Help with finetuning mBART on an unseen language

Hi everyone,
I wanted to know how would we finetune mBART on a summarization task on a different language than that of English. Also, how can we finetune mBART on a translation task where one of the languages is not present in the language code list that mBART has been trained on.
Appreciate any help!! Thank you.

1 Like

Hi @LaibaMehnaz

DISCLAIMER: I haven’t tried this myself , and as Sam found in his experiments mBART doesn’t always give good results.

for mBart source seq ends with src lang id and tgt seq starts with the tgt seq id. so for summ you can pass the same lang id for both source and tgt lang and then finetune it the same way you finetune any other seq2seq model.

For translation, if the lang is not present, you can try without using any lang id in the sequences.

Hi @valhalla,
I did try using mBart without any lang id, but it gives me this error:

self.cur_lang_code = self.lang_code_to_id[src_lang]
KeyError: ‘’

Also, when I am using the same language code on both the sides, the generations are in a totally different script.

For this, you’ll need tokenize input and output seq without using prepare_seq2seq_batch method or override prepare_seq2seq_batch and modify it to not use lang id

I modified the tokenizer to not use the lang id as you suggested, but still the same problem. ROUGE is 0.0, as the generations are in another script.

Also, is it possible because I am using tiny-mbart and not mbart-large-cc25. I was trying out tiny-mbart due to memory constraints.

hi @LaibaMehnaz
tiny-mbart is just meant for testing, it’s randomly initialised model.

You could try to create a smaller student using make_student.py script.

Oh, thanks a lot. I will proceed this way and let you know. Thanks again:)

Also, how many encoder and decoder layers would you suggest?

hard to say, depends on problem. But you could start with same number of encoder layers and 6 decoder layers distillbart-12-6 performs really well on summarization

Alright, thank you so much.

Hi, I am also interested in topic and I am trying to add mBart functionality to another library, but I have encountered strange error: https://huggingface.co/transformers/model_doc/mbart.html states that prepare_seq2seq_batch should give me dict with this keys: [input_ids, attention_mask, decoder_input_ids, decoder_attention_mask], but actually it gives me [input_ids, attention_mask, labels]. I am a bit confused :slight_smile:
Is it a bug or me doing something wrong?

Hi @Zhylkaaa

The doc is incorrect.

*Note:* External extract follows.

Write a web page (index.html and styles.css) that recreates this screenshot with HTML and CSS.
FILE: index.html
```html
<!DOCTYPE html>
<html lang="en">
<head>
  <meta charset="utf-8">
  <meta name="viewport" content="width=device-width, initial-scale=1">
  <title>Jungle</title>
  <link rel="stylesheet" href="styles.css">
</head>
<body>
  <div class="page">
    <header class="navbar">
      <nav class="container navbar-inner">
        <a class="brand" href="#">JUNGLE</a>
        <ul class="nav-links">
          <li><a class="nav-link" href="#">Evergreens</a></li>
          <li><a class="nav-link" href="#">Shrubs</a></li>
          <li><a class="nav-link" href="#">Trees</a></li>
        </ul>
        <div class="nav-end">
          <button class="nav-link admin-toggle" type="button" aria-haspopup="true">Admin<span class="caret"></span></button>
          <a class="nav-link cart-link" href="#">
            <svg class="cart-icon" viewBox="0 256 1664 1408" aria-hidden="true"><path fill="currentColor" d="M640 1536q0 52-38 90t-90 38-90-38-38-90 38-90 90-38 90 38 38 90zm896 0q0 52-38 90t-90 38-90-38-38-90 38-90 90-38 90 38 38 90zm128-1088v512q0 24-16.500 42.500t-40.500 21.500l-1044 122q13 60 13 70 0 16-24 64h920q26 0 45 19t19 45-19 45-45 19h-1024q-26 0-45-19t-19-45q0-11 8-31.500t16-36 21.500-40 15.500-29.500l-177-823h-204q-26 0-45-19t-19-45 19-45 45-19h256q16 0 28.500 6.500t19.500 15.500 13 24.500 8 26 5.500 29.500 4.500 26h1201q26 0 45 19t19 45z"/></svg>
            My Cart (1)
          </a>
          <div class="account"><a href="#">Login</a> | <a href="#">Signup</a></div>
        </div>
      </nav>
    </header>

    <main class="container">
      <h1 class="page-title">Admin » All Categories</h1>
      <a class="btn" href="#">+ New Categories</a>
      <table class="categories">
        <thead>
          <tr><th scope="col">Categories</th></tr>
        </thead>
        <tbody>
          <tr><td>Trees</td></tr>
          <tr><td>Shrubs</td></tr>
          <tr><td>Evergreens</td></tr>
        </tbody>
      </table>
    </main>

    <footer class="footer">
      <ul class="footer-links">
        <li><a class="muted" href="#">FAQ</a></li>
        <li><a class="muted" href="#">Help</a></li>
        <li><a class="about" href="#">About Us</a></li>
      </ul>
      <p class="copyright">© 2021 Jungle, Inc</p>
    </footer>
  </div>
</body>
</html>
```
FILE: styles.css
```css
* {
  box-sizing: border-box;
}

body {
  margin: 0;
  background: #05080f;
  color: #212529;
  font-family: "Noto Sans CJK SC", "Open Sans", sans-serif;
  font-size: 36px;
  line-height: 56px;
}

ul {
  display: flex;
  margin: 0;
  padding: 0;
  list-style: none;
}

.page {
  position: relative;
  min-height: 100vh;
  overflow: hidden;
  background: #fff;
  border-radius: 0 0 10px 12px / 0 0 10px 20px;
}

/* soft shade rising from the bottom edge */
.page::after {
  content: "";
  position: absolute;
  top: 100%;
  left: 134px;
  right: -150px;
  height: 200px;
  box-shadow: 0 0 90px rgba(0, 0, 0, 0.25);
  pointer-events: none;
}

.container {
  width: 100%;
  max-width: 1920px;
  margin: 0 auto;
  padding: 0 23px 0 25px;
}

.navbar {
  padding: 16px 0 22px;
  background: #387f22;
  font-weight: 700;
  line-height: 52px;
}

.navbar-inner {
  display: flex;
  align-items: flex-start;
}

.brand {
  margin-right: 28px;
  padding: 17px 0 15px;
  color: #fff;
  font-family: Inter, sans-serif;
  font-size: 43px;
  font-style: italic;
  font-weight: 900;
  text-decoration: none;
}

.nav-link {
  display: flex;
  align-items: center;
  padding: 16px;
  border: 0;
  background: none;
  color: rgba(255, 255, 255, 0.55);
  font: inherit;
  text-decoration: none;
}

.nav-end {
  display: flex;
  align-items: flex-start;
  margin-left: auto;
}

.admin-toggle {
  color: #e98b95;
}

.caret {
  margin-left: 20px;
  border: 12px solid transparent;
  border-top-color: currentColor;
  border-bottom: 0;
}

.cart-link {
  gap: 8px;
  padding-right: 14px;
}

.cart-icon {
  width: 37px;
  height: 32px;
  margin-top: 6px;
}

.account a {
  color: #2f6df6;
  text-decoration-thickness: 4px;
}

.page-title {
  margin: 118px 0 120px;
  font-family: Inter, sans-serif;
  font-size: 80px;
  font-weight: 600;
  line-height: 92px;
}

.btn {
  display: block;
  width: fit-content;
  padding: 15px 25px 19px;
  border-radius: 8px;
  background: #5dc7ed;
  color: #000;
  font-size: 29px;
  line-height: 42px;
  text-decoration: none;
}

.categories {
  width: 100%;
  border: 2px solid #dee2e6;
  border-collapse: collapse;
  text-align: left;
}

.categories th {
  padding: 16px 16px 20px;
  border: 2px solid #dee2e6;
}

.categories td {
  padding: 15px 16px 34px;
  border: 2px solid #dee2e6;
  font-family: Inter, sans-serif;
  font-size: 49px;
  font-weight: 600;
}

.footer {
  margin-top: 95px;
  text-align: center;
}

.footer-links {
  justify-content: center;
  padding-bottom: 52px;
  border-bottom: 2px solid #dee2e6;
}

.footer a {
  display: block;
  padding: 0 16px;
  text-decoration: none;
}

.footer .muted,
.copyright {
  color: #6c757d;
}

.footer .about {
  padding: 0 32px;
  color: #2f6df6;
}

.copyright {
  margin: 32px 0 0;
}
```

The prepare_seq2seq_batch returns [input_ids, attention_mask, labels], and it’s not a bug

cc. @sshleifer

1 Like

Hi @valhalla
thanks for your respond, but how I am supposed to create decoder inputs? because there is difference in lang_id position
should I use something like:
[lang_id] + prepare_seq2seq_batch(decoder_input)['input_ids'][:-1] + padding if required?
Or should I just modify prepare_seq2seq_batch throwing away lang_id for summarisation task? (I am not sure about this modification because my intuition tells me that lang_id is something like language conditioned [CLS] token, or my intuition is wrong again😁?)
Thanks!

I have read that I can tag @sshleifer for summarisation and BART problems/questions. Sorry if I am wrong.

You can keep lang id for summarisation, you could pass the same lang id as src_lang and tgt_lang to prepare_seq2seq_batch method

Thank you @valhalla,
but what about decoder_input_ids? because I doesn’t receive this value after I use prepare_seq2seq_batch

finetune.py and finetune_trainer.py will make the right right deocder_input_ids, you won’t need to pass them :slight_smile:

thanks, actually I’ve been digging through source code and found that forward method actually generates decoder_input_ids from labels through shift_tokens_right. Thank you for help, and sorry for being annoying, should have checked source code first :slight_smile:

1 Like